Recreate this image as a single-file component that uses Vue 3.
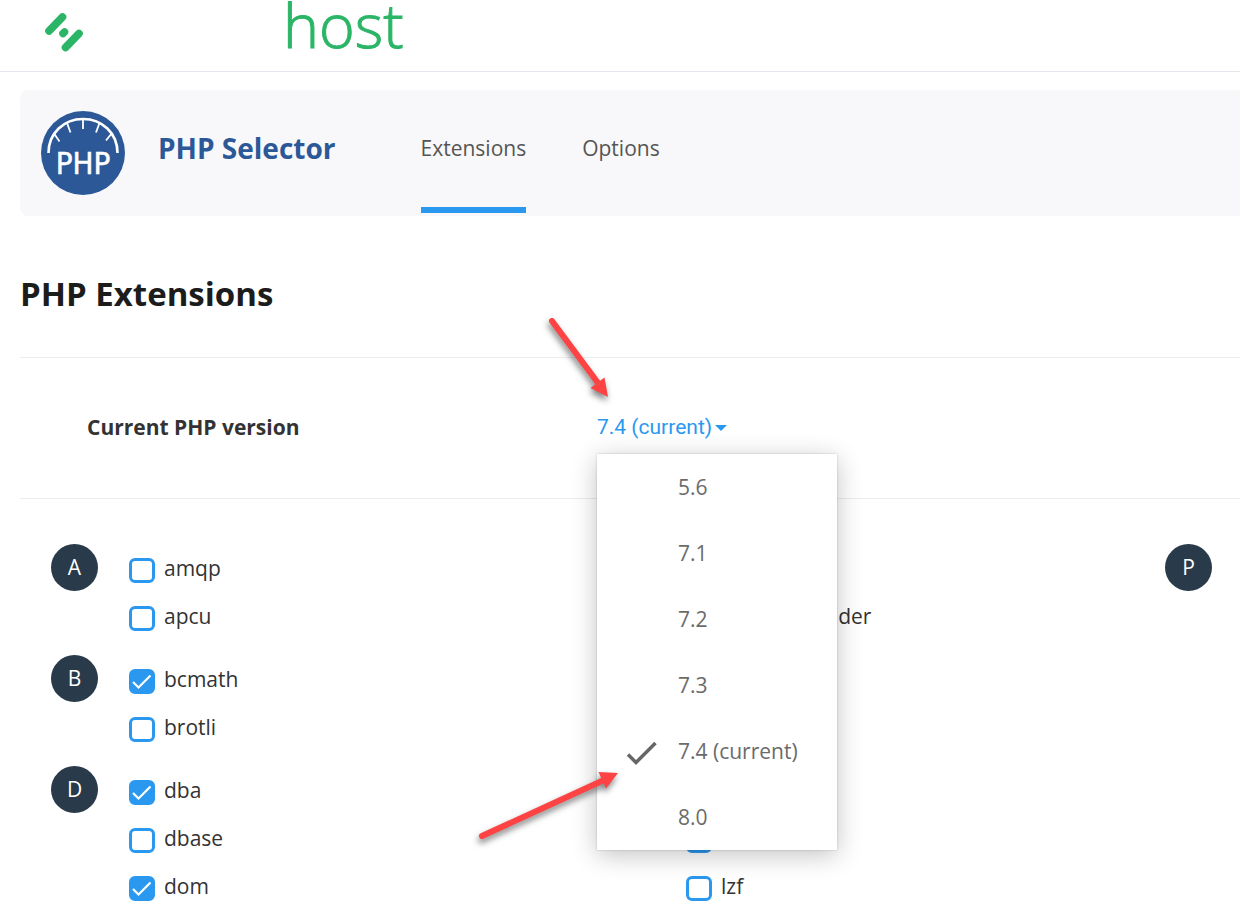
<script setup>
import { ref } from 'vue'

const versions = [
  { id: '5.6', label: '5.6' },
  { id: '7.1', label: '7.1' },
  { id: '7.2', label: '7.2' },
  { id: '7.3', label: '7.3' },
  { id: '7.4', label: '7.4 (current)' },
  { id: '8.0', label: '8.0' },
]
const selected = ref('7.4')

const columns = ref([
  [
    { letter: 'A', items: [{ name: 'amqp', on: false }, { name: 'apcu', on: false }] },
    { letter: 'B', items: [{ name: 'bcmath', on: true }, { name: 'brotli', on: false }] },
    {
      letter: 'D',
      items: [{ name: 'dba', on: true }, { name: 'dbase', on: false }, { name: 'dom', on: true }],
    },
  ],
  [
    { letter: 'I', items: [{ name: 'imap', on: true }, { name: 'ioncube_loader', on: false }] },
    { letter: 'J', items: [{ name: 'json', on: true }] },
    {
      letter: 'L',
      items: [
        { name: 'ldap', on: false },
        { name: 'leveldb', on: false },
        { name: 'luasandbox', on: true },
        { name: 'lzf', on: false },
      ],
    },
  ],
  [{ letter: 'P', items: [] }],
])
</script>

<template>
  <div class="page">
    <header class="topbar">
      <svg class="mark" width="40" height="40" viewBox="0 0 40 40" aria-hidden="true">
        <g stroke="#2bb567" stroke-width="7.600" stroke-linecap="round">
          <path d="M5 19L18.500 5" />
          <path d="M19 21.500L20.500 20" />
          <path d="M21.500 35.500L35 21.500" />
        </g>
      </svg>
      <span class="brand">host</span>
    </header>

    <main>
      <nav class="banner">
        <svg class="badge" width="84" height="84" viewBox="0 0 84 84" aria-hidden="true">
          <circle cx="42" cy="42" r="42" fill="#2c5898" />
          <g fill="none" stroke="#fff">
            <path d="M7.500 42C7.500 22 23 8 42 8S76.500 22 76.500 42" stroke-width="2.600" />
            <path
              d="M42 8v10M26 12l3.500 9.500M58.500 12l-3.500 9.500M13 22.500l5.500 8M71 22l-6 7.500"
              stroke-width="1.800"
            />
          </g>
          <text x="42" y="63" class="badge-text">PHP</text>
        </svg>
        <span class="product">PHP Selector</span>
        <a class="tab active" href="#extensions">Extensions</a>
        <a class="tab" href="#options">Options</a>
      </nav>

      <h1>PHP Extensions</h1>

      <section class="version">
        <span id="version-label" class="version-label">Current PHP version</span>
        <div class="dropdown">
          <button class="trigger" type="button" aria-haspopup="listbox" aria-expanded="true">
            7.4 (current)<span class="caret"></span>
          </button>
          <div class="menu" role="listbox" aria-labelledby="version-label">
            <button
              v-for="v in versions"
              :key="v.id"
              class="option"
              type="button"
              role="option"
              :aria-selected="v.id === selected"
              @click="selected = v.id"
            >
              <span class="tick">
                <svg v-if="v.id === selected" width="32" height="26" viewBox="0 0 32 26">
                  <path d="M2 13.500l8 8L29.500 2" fill="none" stroke="#666" stroke-width="3.500" />
                </svg>
              </span>
              {{ v.label }}
            </button>
          </div>
          <svg class="arrows" width="160" height="540" viewBox="0 0 160 540" aria-hidden="true">
            <g fill="#fd4343" stroke="#fd4343">
              <path d="M82 11L128 73" stroke-width="6" stroke-linecap="round" />
              <path d="M138 87L120.500 78L134.500 67.500z" stroke="none" />
              <path d="M12 526L134 470" stroke-width="6" stroke-linecap="round" />
              <path d="M148 463L136 478.500L128.500 462z" stroke="none" />
            </g>
          </svg>
        </div>
      </section>

      <div class="columns">
        <div v-for="(column, c) in columns" :key="c" class="column">
          <section v-for="group in column" :key="group.letter" class="group">
            <span class="letter">{{ group.letter }}</span>
            <div v-if="group.items.length" class="items">
              <label v-for="item in group.items" :key="item.name" class="item">
                <input v-model="item.on" type="checkbox" />
                <svg class="check" width="26" height="25" viewBox="0 0 26 25" aria-hidden="true">
                  <path d="M4 13l5.500 5.500L21.500 6.500" fill="none" stroke="#fff" stroke-width="2.200" />
                </svg>
                <span>{{ item.name }}</span>
              </label>
            </div>
          </section>
        </div>
      </div>
    </main>
  </div>
</template>

<style>
body {
  margin: 0;
  background: #fff;
}
html {
  overflow: hidden;
}
</style>

<style scoped>
.page {
  font-family: 'Open Sans', 'Noto Sans', sans-serif;
  font-size: 21px;
  line-height: 28px;
  color: #333;
}

.topbar {
  display: flex;
  align-items: flex-start;
  box-sizing: border-box;
  height: 72px;
  padding-left: 44px;
  border-bottom: 1px solid #e6e6ee;
}

.mark {
  margin-top: 12px;
}

.brand {
  margin-left: 199px;
  font-size: 61px;
  font-weight: 300;
  line-height: 50px;
  color: #2bb567;
  -webkit-text-stroke: 1px #2bb567;
}

main {
  padding-left: 20px;
}

.banner {
  display: flex;
  align-items: center;
  height: 126px;
  margin-top: 18px;
  padding-left: 21px;
  border-radius: 8px 0 0 8px;
  background: #f8f8fa;
}

.badge-text {
  font-family: 'DejaVu Sans Condensed', 'DejaVu Sans', sans-serif;
  font-size: 31px;
  font-stretch: condensed;
  fill: #fff;
  stroke: #fff;
  stroke-width: 0.5;
  text-anchor: middle;
}

.product {
  margin: 0 85px 10px 33px;
  font-size: 28px;
  font-weight: 700;
  color: #2c5898;
}

.tab {
  box-sizing: border-box;
  height: 120px;
  margin-right: 56px;
  padding-top: 41px;
  border-bottom: 6px solid transparent;
  color: #555;
  text-decoration: none;
}

.tab.active {
  border-bottom-color: #2b98f0;
}

h1 {
  margin: 56px 0 0;
  padding-bottom: 41px;
  border-bottom: 1px solid #ececec;
  font-size: 33px;
  line-height: 44px;
  font-weight: 700;
  color: #1c1c1c;
}

.version {
  display: grid;
  grid-template-columns: 510fr 643fr;
  align-items: center;
  box-sizing: border-box;
  height: 141px;
  padding: 0 0 2px 67px;
  border-bottom: 1px solid #ececec;
}

.version-label {
  font-weight: 700;
}

.dropdown {
  position: relative;
}

.trigger {
  display: flex;
  align-items: center;
  gap: 3px;
  padding: 0;
  border: 0;
  background: none;
  font: 21px/28px Roboto, sans-serif;
  color: #2b98f0;
}

.caret {
  margin-top: 2px;
  border: 6px solid transparent;
  border-top-color: #2b98f0;
  border-bottom: 0;
}

.menu {
  position: absolute;
  z-index: 1;
  top: 41px;
  left: 0;
  width: 240px;
  background: #fff;
  box-shadow: 0 5px 24px rgba(0, 0, 0, 0.24), 0 0 2px rgba(0, 0, 0, 0.2);
}

.option {
  display: flex;
  align-items: center;
  width: 100%;
  height: 66px;
  padding: 0 0 0 29px;
  border: 0;
  background: none;
  font: inherit;
  color: #6b6b6b;
}

.tick {
  display: flex;
  width: 52px;
  padding-top: 6px;
}

.arrows {
  position: absolute;
  z-index: 2;
  top: -103px;
  left: -127px;
  pointer-events: none;
  filter: drop-shadow(-1px 4px 3px rgba(0, 0, 0, 0.5));
}

.columns {
  display: grid;
  grid-template-columns: 1fr 1fr auto;
  padding: 45px 28px 0 31px;
}

.group {
  display: flex;
  align-items: flex-start;
  gap: 31px;
  margin-bottom: 15px;
}

.letter {
  width: 47px;
  border-radius: 50%;
  background: #293a4a;
  color: #fff;
  line-height: 47px;
  text-align: center;
}

.item {
  display: flex;
  align-items: center;
  position: relative;
  height: 48px;
  gap: 9px;
}

.item input {
  appearance: none;
  box-sizing: border-box;
  width: 26px;
  height: 25px;
  margin: 5px 0 0;
  border: 3px solid #2b98f0;
  border-radius: 6px;
  background: #fff;
}

.item input:checked {
  background: #2b98f0;
}

.check {
  position: absolute;
  top: 14px;
  left: 0;
  visibility: hidden;
  pointer-events: none;
}

.item input:checked + .check {
  visibility: visible;
}
</style>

Problem to solve:
Only the lines from the top of the data through the line with "const selected = ref('7.4')" should be quoted, exactly and with both ends kept; skip the pictures.

Written answer:
Recreate this image as a single-file component that uses Vue 3.
<script setup>
import { ref } from 'vue'

const versions = [
  { id: '5.6', label: '5.6' },
  { id: '7.1', label: '7.1' },
  { id: '7.2', label: '7.2' },
  { id: '7.3', label: '7.3' },
  { id: '7.4', label: '7.4 (current)' },
  { id: '8.0', label: '8.0' },
]
const selected = ref('7.4')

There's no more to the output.